BEGIN SUPPLIED RECORDS
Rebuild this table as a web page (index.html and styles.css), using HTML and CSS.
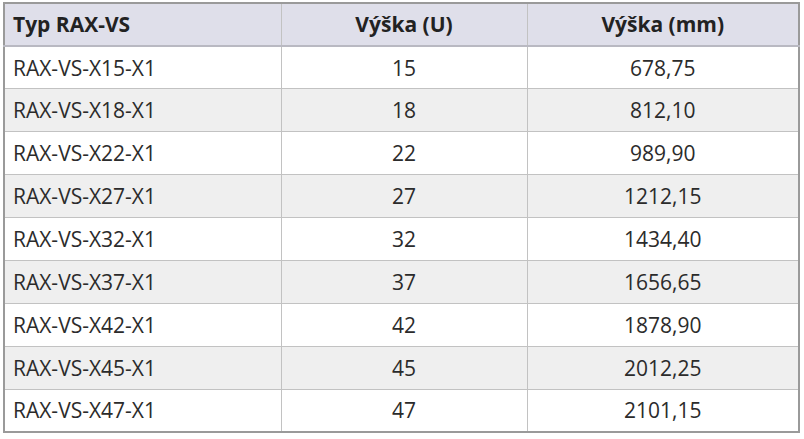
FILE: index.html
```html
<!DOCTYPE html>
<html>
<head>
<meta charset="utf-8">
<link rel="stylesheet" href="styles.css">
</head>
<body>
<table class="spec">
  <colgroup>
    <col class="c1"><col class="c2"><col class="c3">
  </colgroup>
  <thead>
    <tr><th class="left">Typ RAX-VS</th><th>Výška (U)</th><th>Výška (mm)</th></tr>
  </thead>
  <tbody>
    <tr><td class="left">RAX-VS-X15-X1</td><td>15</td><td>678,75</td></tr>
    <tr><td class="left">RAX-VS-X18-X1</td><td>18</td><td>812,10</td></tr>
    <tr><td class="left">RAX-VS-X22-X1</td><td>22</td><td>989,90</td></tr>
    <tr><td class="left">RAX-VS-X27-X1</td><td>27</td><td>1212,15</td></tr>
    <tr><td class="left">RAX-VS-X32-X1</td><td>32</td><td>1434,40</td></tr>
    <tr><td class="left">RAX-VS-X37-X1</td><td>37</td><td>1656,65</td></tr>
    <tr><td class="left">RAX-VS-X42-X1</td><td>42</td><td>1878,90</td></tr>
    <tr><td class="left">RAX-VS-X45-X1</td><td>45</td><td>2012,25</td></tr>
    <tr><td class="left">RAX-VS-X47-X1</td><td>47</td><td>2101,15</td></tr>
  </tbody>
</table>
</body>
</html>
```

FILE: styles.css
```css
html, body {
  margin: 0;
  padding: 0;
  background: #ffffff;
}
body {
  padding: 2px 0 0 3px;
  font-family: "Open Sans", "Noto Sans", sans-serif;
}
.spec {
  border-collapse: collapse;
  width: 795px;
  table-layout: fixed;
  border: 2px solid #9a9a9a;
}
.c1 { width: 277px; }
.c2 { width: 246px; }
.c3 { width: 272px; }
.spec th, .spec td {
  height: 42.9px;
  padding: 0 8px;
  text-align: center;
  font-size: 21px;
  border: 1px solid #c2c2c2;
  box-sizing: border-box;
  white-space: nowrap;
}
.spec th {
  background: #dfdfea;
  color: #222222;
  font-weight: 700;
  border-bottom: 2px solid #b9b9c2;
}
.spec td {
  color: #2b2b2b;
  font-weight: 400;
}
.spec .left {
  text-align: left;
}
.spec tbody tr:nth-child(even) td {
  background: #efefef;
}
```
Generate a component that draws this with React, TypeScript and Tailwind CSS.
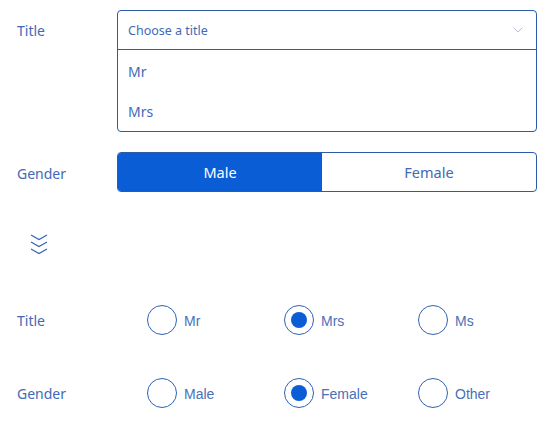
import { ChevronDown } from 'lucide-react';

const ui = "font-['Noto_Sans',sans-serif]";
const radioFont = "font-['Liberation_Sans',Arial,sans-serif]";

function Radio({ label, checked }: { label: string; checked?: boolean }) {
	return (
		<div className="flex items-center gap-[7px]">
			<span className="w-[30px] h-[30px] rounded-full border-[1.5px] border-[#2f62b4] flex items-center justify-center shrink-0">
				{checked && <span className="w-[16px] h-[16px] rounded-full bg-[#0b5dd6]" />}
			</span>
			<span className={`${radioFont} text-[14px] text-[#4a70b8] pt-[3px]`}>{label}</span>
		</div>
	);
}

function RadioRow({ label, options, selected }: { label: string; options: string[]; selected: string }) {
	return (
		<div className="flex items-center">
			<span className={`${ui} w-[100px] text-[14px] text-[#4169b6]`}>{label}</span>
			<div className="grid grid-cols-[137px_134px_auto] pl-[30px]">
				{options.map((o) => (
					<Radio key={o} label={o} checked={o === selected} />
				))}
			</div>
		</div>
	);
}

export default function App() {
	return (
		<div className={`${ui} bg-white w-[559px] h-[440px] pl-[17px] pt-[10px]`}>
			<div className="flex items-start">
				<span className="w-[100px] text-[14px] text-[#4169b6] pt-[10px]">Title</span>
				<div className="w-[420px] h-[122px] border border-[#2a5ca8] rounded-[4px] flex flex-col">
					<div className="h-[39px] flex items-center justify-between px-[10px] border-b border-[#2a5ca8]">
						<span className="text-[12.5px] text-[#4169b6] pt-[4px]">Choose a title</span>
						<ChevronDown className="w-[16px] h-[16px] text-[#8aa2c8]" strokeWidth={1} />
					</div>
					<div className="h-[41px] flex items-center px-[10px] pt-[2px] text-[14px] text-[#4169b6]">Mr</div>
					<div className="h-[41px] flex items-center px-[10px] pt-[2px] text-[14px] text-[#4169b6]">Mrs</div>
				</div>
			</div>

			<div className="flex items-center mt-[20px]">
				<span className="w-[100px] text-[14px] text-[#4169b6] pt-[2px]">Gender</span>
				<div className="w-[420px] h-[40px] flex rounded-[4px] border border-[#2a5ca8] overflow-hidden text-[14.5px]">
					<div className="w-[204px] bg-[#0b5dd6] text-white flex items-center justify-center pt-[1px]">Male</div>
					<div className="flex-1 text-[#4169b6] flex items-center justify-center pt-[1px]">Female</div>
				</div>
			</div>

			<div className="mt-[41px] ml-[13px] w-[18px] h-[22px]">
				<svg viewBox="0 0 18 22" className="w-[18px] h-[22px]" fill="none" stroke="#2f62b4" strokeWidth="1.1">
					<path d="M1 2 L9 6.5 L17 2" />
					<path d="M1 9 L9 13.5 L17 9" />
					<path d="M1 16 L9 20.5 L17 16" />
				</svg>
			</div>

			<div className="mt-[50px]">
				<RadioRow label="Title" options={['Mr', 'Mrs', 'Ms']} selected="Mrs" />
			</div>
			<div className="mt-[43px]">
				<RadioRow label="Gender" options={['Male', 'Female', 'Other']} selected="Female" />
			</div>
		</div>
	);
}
END SUPPLIED RECORDS
BEGIN SUPPLIED RECORDS
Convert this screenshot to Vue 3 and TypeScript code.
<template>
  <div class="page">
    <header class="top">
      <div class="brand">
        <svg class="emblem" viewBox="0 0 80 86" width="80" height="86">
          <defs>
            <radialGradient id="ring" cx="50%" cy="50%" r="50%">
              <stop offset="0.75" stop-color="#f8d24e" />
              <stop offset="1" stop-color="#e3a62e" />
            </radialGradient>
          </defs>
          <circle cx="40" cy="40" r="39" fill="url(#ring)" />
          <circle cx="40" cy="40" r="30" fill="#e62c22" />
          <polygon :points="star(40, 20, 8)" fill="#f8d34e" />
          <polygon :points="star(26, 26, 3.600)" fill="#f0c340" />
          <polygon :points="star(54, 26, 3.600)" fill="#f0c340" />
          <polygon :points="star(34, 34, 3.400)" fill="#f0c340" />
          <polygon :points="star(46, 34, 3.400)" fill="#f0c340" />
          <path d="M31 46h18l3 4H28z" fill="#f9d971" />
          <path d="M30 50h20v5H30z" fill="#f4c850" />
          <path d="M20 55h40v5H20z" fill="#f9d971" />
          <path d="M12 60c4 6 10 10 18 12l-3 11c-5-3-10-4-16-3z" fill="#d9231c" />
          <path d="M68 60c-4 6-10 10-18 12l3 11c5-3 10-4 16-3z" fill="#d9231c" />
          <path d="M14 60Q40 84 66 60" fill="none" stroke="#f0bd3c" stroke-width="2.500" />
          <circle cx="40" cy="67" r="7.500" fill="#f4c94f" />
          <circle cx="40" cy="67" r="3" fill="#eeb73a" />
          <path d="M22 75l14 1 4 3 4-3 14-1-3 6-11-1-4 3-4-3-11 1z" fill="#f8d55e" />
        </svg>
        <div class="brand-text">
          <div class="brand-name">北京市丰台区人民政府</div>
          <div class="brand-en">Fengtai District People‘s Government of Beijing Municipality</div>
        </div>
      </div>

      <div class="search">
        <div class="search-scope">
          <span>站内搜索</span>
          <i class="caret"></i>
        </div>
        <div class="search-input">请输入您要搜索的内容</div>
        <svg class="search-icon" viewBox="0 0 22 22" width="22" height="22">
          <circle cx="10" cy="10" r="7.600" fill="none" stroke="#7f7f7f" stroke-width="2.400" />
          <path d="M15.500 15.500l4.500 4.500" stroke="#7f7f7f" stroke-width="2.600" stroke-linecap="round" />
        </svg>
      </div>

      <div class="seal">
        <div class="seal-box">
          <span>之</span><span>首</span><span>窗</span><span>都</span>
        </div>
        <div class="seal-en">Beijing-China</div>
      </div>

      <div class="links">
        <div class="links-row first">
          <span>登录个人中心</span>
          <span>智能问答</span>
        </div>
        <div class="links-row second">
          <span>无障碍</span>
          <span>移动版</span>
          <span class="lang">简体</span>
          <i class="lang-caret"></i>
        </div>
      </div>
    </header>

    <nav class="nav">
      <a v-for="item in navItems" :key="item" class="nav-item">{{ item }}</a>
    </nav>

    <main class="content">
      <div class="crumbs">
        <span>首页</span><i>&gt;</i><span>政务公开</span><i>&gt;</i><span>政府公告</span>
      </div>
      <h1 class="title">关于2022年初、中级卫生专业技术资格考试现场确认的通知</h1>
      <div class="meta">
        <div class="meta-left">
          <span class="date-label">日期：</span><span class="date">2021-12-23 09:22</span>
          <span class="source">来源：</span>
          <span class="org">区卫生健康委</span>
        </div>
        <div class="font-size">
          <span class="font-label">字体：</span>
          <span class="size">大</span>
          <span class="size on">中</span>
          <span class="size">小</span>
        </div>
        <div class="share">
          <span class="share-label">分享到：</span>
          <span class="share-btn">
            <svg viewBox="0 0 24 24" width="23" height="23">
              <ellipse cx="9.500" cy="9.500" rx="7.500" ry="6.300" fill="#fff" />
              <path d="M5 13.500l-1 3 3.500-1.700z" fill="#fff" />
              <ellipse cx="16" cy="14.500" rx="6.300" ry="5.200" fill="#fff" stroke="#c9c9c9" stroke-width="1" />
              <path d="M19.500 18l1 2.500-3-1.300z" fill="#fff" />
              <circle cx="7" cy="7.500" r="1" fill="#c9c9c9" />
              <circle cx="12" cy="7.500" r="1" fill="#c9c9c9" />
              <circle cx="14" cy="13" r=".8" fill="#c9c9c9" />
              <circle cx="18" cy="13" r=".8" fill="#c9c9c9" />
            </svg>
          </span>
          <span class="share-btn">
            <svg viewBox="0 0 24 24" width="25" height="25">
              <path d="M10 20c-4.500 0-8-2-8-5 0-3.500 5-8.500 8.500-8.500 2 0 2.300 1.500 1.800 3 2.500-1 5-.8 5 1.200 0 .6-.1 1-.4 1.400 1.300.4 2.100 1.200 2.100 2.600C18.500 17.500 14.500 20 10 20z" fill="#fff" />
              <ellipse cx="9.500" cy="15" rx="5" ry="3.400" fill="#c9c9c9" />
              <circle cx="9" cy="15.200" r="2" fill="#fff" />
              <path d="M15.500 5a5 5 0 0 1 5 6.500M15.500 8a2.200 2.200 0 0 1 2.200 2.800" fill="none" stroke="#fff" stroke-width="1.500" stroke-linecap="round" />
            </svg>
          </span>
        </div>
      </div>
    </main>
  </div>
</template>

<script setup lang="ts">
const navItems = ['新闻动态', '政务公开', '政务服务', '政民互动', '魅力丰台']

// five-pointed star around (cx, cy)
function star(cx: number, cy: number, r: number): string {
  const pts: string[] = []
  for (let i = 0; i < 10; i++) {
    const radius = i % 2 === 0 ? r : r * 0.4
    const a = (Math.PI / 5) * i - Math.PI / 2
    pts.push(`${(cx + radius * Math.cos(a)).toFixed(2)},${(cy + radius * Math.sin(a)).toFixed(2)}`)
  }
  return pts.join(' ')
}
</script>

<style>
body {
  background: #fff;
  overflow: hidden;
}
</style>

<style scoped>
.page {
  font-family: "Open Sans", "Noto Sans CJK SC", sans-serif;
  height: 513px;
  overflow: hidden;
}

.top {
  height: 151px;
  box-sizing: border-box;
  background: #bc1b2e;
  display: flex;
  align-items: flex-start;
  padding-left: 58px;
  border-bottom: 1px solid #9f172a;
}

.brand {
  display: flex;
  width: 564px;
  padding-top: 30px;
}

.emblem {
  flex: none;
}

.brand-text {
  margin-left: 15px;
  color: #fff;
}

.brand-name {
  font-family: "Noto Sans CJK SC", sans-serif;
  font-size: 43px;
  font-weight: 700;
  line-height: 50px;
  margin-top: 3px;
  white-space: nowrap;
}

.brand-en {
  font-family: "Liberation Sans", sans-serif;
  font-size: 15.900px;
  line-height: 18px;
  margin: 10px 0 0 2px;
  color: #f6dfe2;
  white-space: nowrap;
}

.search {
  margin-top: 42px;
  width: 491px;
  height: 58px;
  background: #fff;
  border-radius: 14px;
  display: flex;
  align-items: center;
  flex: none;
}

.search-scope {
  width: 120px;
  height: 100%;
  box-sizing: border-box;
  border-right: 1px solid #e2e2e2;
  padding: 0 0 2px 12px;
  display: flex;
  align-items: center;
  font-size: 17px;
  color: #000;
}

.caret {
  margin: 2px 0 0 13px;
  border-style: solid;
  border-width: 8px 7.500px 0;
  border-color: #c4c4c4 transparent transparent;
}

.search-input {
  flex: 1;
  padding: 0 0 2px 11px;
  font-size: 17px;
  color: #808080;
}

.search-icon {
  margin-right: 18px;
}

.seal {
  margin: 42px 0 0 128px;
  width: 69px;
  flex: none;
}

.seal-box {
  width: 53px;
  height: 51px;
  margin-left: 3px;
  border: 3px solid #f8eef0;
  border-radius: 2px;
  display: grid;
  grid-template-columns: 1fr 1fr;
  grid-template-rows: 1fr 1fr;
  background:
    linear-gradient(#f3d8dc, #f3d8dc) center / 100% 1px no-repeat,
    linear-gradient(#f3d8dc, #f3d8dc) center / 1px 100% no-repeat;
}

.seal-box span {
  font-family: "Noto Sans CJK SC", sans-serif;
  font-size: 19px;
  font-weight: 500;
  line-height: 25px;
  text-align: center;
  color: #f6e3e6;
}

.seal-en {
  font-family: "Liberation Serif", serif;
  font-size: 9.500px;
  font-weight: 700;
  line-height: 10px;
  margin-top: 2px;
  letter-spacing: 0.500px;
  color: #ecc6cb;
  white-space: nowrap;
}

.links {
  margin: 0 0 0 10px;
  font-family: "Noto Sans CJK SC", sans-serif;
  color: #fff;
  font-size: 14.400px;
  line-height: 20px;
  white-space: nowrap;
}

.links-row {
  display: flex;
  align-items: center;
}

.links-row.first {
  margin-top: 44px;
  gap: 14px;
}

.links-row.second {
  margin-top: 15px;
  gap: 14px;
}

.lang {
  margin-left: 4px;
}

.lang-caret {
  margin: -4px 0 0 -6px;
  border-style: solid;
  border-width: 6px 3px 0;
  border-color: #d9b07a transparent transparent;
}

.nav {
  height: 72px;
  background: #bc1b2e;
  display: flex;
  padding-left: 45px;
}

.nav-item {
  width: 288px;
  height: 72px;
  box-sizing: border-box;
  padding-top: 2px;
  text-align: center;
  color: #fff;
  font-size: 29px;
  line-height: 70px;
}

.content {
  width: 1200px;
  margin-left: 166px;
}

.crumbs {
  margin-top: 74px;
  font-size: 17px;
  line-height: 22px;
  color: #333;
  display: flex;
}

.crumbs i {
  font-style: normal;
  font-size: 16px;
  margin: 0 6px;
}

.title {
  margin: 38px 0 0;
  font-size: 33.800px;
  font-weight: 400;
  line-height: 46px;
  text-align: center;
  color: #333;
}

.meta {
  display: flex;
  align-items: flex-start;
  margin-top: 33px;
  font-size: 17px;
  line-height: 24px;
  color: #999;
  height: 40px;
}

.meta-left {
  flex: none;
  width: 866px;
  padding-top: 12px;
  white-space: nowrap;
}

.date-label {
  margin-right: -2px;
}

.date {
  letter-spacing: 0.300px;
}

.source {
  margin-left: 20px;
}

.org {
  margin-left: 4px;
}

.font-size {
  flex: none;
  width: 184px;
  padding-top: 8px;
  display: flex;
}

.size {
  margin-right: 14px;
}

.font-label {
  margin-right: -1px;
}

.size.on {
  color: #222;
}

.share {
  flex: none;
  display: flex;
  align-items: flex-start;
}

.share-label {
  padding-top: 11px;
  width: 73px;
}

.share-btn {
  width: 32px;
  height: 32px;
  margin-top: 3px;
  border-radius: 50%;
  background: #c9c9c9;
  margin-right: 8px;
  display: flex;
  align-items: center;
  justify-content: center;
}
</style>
END SUPPLIED RECORDS
BEGIN SUPPLIED RECORDS
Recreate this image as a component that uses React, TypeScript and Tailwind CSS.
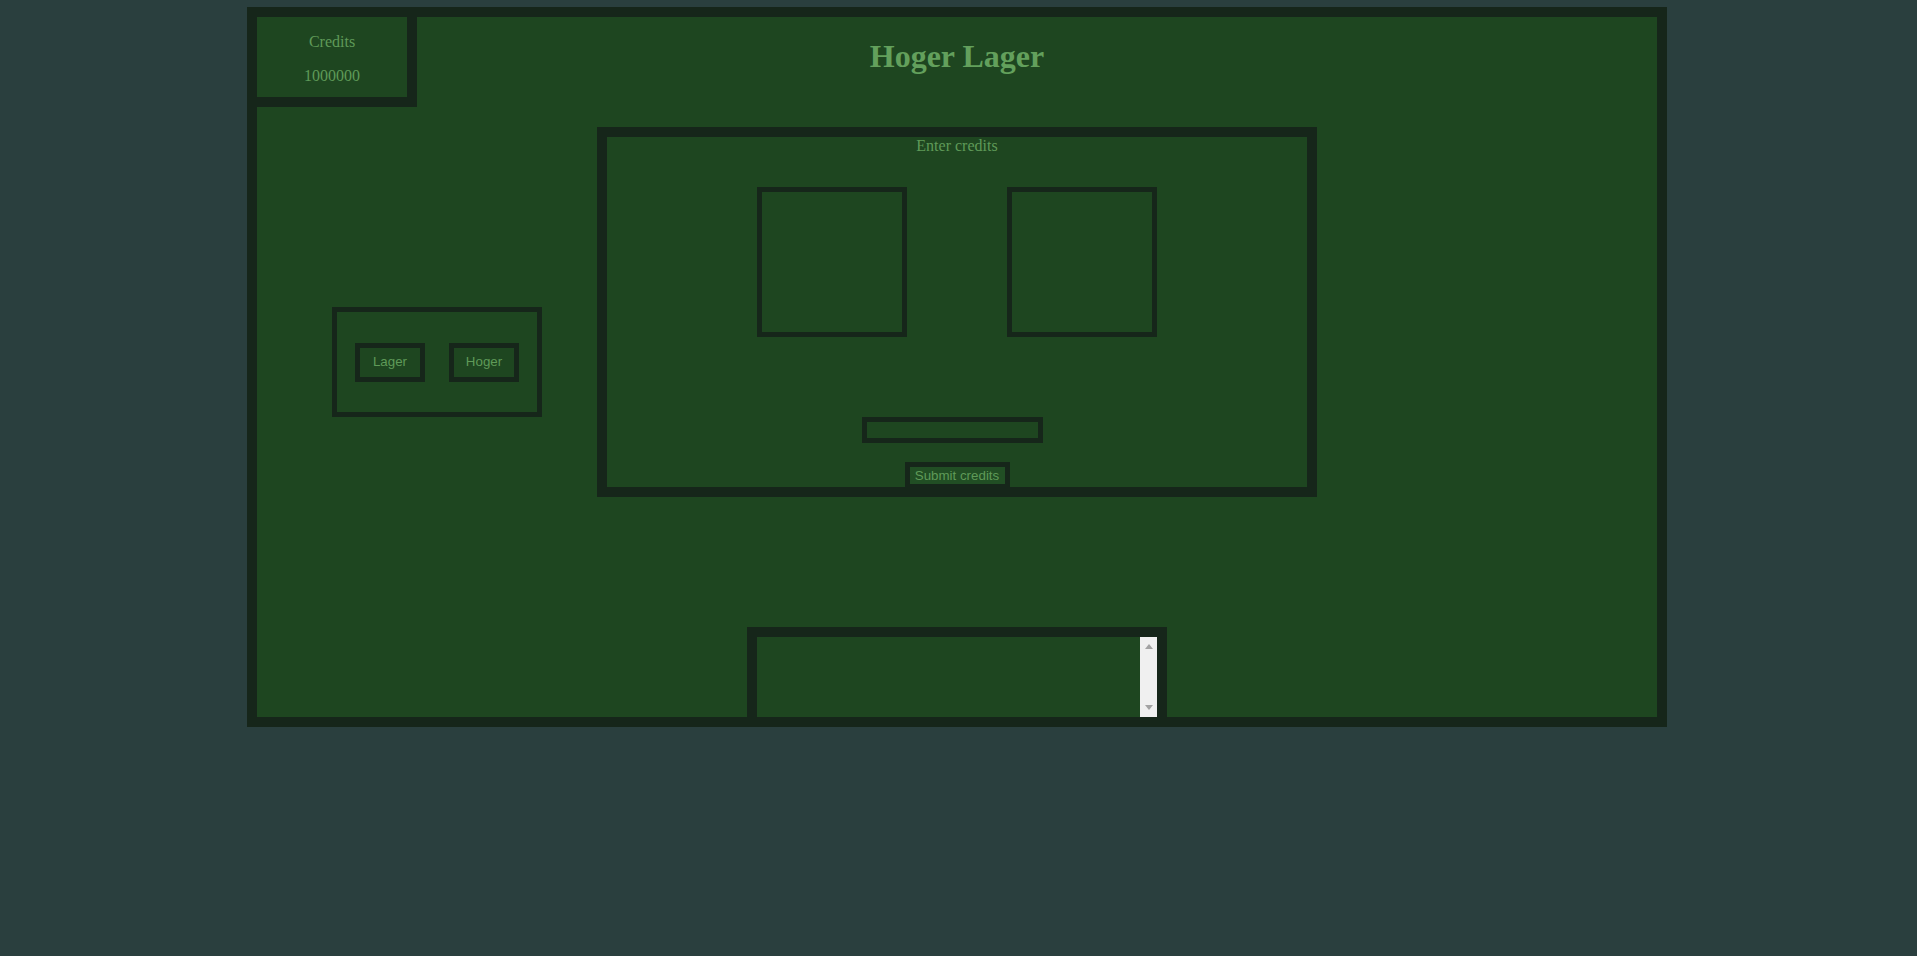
END SUPPLIED RECORDS
## SET EXERCISE
Copy out every line from the material above in which the word "that" appears.

## FINISHED ANSWER
Generate a component that draws this with React, TypeScript and Tailwind CSS.
Recreate this image as a component that uses React, TypeScript and Tailwind CSS.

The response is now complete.